90,000 flyers

Here at ANSWER LA, we’ve been organizing for Saturday’s antiwar march and rally for over three months.

We’ve printed and distributed over 90,000 flyers, pasted up thousands of posters, done outreach at dozens of events, worked with many other organizations, made 1,500 phone calls, sent numerous emails out on the listserv, faxed and called several dozen media outlets, and held many organizing and planning meetings.

That’s what it takes to put on a major demonstration – months of planning and work. No, we’re not paid. What we’re doing in L.A. is being repeated in over 200 other cities, with dedicated activists working to end the insanity of these wars for empire and oil, planning mass protests for this weekend.

Will it rain here on Saturday? Maybe. It did last year, and thousands still came. Lives are being destroyed in Iraq and Afghanistan. Yet neocons want more invasions and war, like in Iran – North Korea and Venezuela too. So, what’s a little rain when innocents in Badhdad are getting their homes blown up?

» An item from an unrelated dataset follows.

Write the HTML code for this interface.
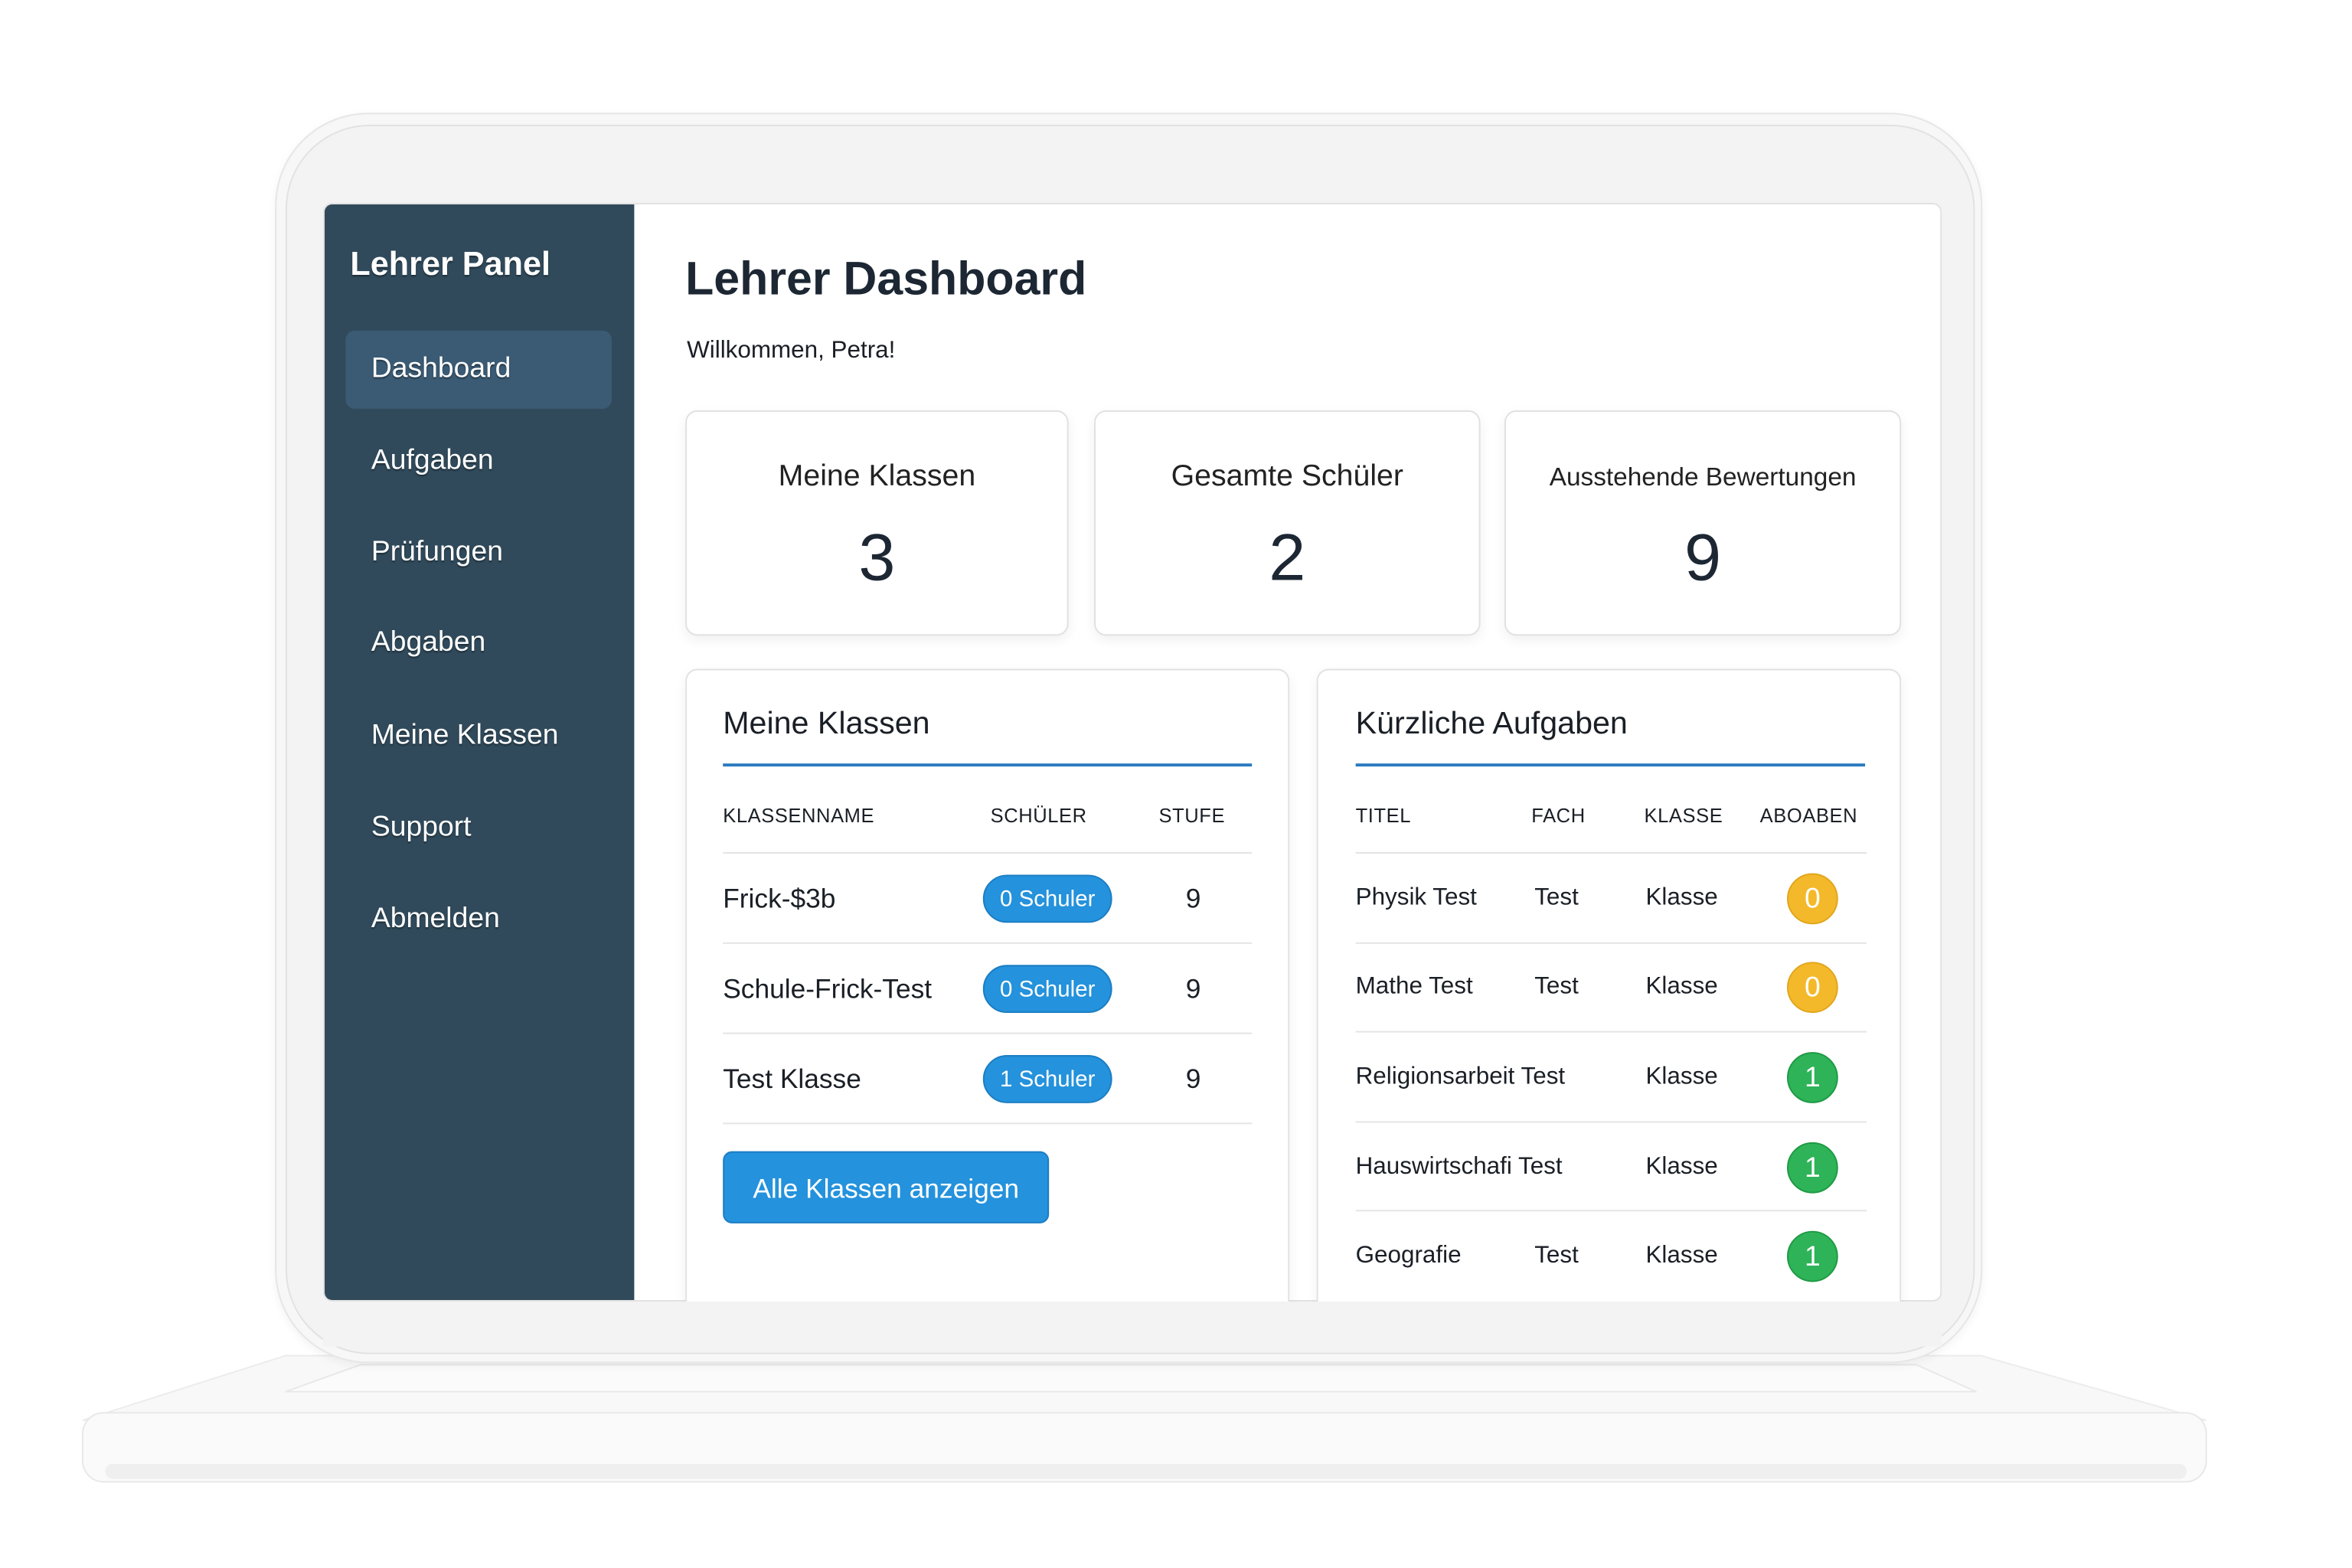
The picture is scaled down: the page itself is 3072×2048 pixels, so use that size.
<!DOCTYPE html>
<html><head><meta charset="utf-8"><style>
*{box-sizing:border-box;margin:0;padding:0}
html,body{width:3072px;height:2048px;overflow:hidden;background:#fff}
#w{position:absolute;left:0;top:0;width:1545px;height:1030px;transform:scale(1.963);transform-origin:0 0;font-family:"Liberation Sans",sans-serif;color:#1a1f26}
.a{position:absolute}
.lid{left:183px;top:75px;width:1136px;height:832px;border-radius:62px;background:#f7f7f7;border:1px solid #e6e6e6;box-shadow:0 2px 6px rgba(0,0,0,.05)}
.bez{left:190px;top:83px;width:1124px;height:818px;border-radius:56px;background:#f3f3f3;border:1px solid #e2e2e2}
.scr{left:215px;top:135px;width:1077px;height:731px;background:#fff;border:1px solid #e2e2e2;overflow:hidden;border-radius:6px}
.side{left:0;top:0;width:206px;height:731px;background:#304a5b}
.side div{position:absolute;left:31px;color:#fff;font-size:19px;text-shadow:0 1px 1px rgba(0,0,0,.4)}
.t{white-space:nowrap;line-height:1}
.card{border:1px solid #e1e1e1;border-radius:8px;background:#fff;box-shadow:0 3px 8px rgba(0,0,0,.06)}
.hd{font-size:13px;letter-spacing:.3px;color:#1a1f26}
.row{font-size:18px}
.ln{height:1px;background:#e4e4e4}
.pill{width:86px;height:32px;border-radius:16px;background:#2492dc;color:#fff;font-size:15px;text-align:center;line-height:32px;border:1px solid #1c7dc2}
.dot{width:34px;height:34px;border-radius:50%;color:#fff;font-size:19px;text-align:center;line-height:34px}
.y{background:#f4b92a;border:1px solid #e0a61c}.g{background:#2eb358;border:1px solid #1f9a45}
.r{font-size:16px}
</style></head><body><div id="w">
<svg class="a" style="left:0;top:890px" width="1545" height="110">
<polygon points="190,12 1318,12 1468,55 55,55" fill="#f8f8f8" stroke="#ececec"/>
<polygon points="240,18 1275,18 1315,36 190,36" fill="#fbfbfb" stroke="#e8e8e8"/>
<rect x="55" y="50" width="1413" height="46" rx="14" fill="#fafafa" stroke="#e8e8e8"/>
<rect x="70" y="84" width="1385" height="10" rx="5" fill="#efefef"/>
</svg>
<div class="a lid"></div><div class="a bez"></div>
<div class="a scr">
 <div class="a side">
  <div class="t" style="top:29px;left:17px;font-size:22px;font-weight:bold">Lehrer Panel</div>
  <div style="left:14px;top:84px;width:177px;height:52px;background:#3b5b74;border-radius:6px;text-shadow:none"></div>
  <div class="t" style="top:100px">Dashboard</div>
  <div class="t" style="top:161px">Aufgaben</div>
  <div class="t" style="top:222px">Prüfungen</div>
  <div class="t" style="top:282px">Abgaben</div>
  <div class="t" style="top:344px">Meine Klassen</div>
  <div class="t" style="top:405px">Support</div>
  <div class="t" style="top:466px">Abmelden</div>
 </div>
 <div class="a t" style="left:240px;top:34px;font-size:31px;font-weight:bold;color:#1c2733">Lehrer Dashboard</div>
 <div class="a t" style="left:241px;top:90px;font-size:16px">Willkommen, Petra!</div>
</div>
<div class="a card" style="left:456px;top:273px;width:255px;height:150px"><div class="a t" style="width:100%;text-align:center;top:33px;font-size:20px;color:#222">Meine Klassen</div><div class="a t" style="width:100%;text-align:center;top:76px;font-size:44px;color:#1c2733">3</div></div>
<div class="a card" style="left:728px;top:273px;width:257px;height:150px"><div class="a t" style="width:100%;text-align:center;top:33px;font-size:20px;color:#222">Gesamte Schüler</div><div class="a t" style="width:100%;text-align:center;top:76px;font-size:44px;color:#1c2733">2</div></div>
<div class="a card" style="left:1001px;top:273px;width:264px;height:150px"><div class="a t" style="width:100%;text-align:center;top:35px;font-size:17px;color:#222">Ausstehende Bewertungen</div><div class="a t" style="width:100%;text-align:center;top:76px;font-size:44px;color:#1c2733">9</div></div>
<div class="a card" style="left:456px;top:445px;width:402px;height:421px;border-bottom:none;border-radius:8px 8px 0 0"></div>
<div class="a t" style="left:481px;top:471px;font-size:21px">Meine Klassen</div>
<div class="a" style="left:481px;top:508px;width:352px;height:2px;background:#2a7bc0"></div>
<div class="a t hd" style="left:481px;top:536px">KLASSENNAME</div>
<div class="a t hd" style="left:659px;top:536px">SCHÜLER</div>
<div class="a t hd" style="left:771px;top:536px">STUFE</div>
<div class="a ln" style="left:481px;top:567px;width:352px"></div>
<div class="a ln" style="left:481px;top:627px;width:352px"></div>
<div class="a ln" style="left:481px;top:687px;width:352px"></div>
<div class="a ln" style="left:481px;top:747px;width:352px"></div>
<div class="a t row" style="left:481px;top:589px">Frick-$3b</div>
<div class="a t row" style="left:481px;top:649px">Schule-Frick-Test</div>
<div class="a t row" style="left:481px;top:709px">Test Klasse</div>
<div class="a pill t" style="left:654px;top:582px">0 Schuler</div>
<div class="a pill t" style="left:654px;top:642px">0 Schuler</div>
<div class="a pill t" style="left:654px;top:702px">1 Schuler</div>
<div class="a t row" style="left:789px;top:589px">9</div>
<div class="a t row" style="left:789px;top:649px">9</div>
<div class="a t row" style="left:789px;top:709px">9</div>
<div class="a t" style="left:481px;top:766px;width:217px;height:48px;border-radius:6px;background:#2492dc;border:1px solid #1c7dc2;color:#fff;font-size:18px;text-align:center;line-height:48px">Alle Klassen anzeigen</div>
<div class="a card" style="left:876px;top:445px;width:389px;height:421px;border-bottom:none;border-radius:8px 8px 0 0"></div>
<div class="a t" style="left:902px;top:471px;font-size:21px">Kürzliche Aufgaben</div>
<div class="a" style="left:902px;top:508px;width:339px;height:2px;background:#2a7bc0"></div>
<div class="a t hd" style="left:902px;top:536px">TITEL</div>
<div class="a t hd" style="left:1019px;top:536px">FACH</div>
<div class="a t hd" style="left:1094px;top:536px">KLASSE</div>
<div class="a t hd" style="left:1171px;top:536px">ABOABEN</div>
<div class="a ln" style="left:902px;top:567px;width:340px"></div>
<div class="a ln" style="left:902px;top:627px;width:340px"></div>
<div class="a ln" style="left:902px;top:686px;width:340px"></div>
<div class="a ln" style="left:902px;top:746px;width:340px"></div>
<div class="a ln" style="left:902px;top:805px;width:340px"></div>
<div class="a t r" style="left:902px;top:590px">Physik Test</div>
<div class="a t r" style="left:902px;top:649px">Mathe Test</div>
<div class="a t r" style="left:902px;top:709px">Religionsarbeit Test</div>
<div class="a t r" style="left:902px;top:769px">Hauswirtschafi Test</div>
<div class="a t r" style="left:902px;top:828px">Geografie</div>
<div class="a t r" style="left:1021px;top:590px">Test</div>
<div class="a t r" style="left:1021px;top:649px">Test</div>
<div class="a t r" style="left:1021px;top:828px">Test</div>
<div class="a t r" style="left:1095px;top:590px">Klasse</div>
<div class="a t r" style="left:1095px;top:649px">Klasse</div>
<div class="a t r" style="left:1095px;top:709px">Klasse</div>
<div class="a t r" style="left:1095px;top:769px">Klasse</div>
<div class="a t r" style="left:1095px;top:828px">Klasse</div>
<div class="a dot y t" style="left:1189px;top:581px">0</div>
<div class="a dot y t" style="left:1189px;top:640px">0</div>
<div class="a dot g t" style="left:1189px;top:700px">1</div>
<div class="a dot g t" style="left:1189px;top:760px">1</div>
<div class="a dot g t" style="left:1189px;top:819px">1</div>
<div class="a" style="left:215px;top:866px;width:1077px;height:30px;background:#f3f3f3"></div>
</div></body></html>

Join us. The national site has a list of US demos, ANSWER LA has logistics for Saturday.

antiwar demonstration

PS The Net is great for spreading information. But it is not, and can never be, a substitute for real life organizing. Nor can it bring about change by itself. The change comes from elsewhere, the Net can only help to transmit it. Signing net petitions and leaving comments on blogs will never bring about the real change this country needs. Bloggers need to take that energy and get into the streets and communities and organize.

3 Comments

  1. Bloggers need to take that energy and get into the streets

    Not to mention the energy you get back from being in the streets with thousands of others. I think there’s actually a law of physics being broken.

  2. gitardood: Ah, so you disagree with our right of free assembly and protest, so therefore we must hate America. Hey, that’s some nice twisted, deliberately deceptive thinking. Big Brother would be proud of you.

    Eli: Yes, being in the streets with thousands of others does energize and helps one realize just how many of us there really are. Well, we’re the majority now, as the majority now opposes the war.

    Blogging too often is a self-referential echo chamber. Posts commenting on posts commenting on posts with hundreds, sometimes thousands of comments. But what is accomplished by all this? Not much in terms of actual change. It’s a good start, but real organizing and change can only occur in the real world, not in cyberspace.

    Too much of the huge energy and committment that is in blogging just stays in blogging, spinning around in self-referential circles.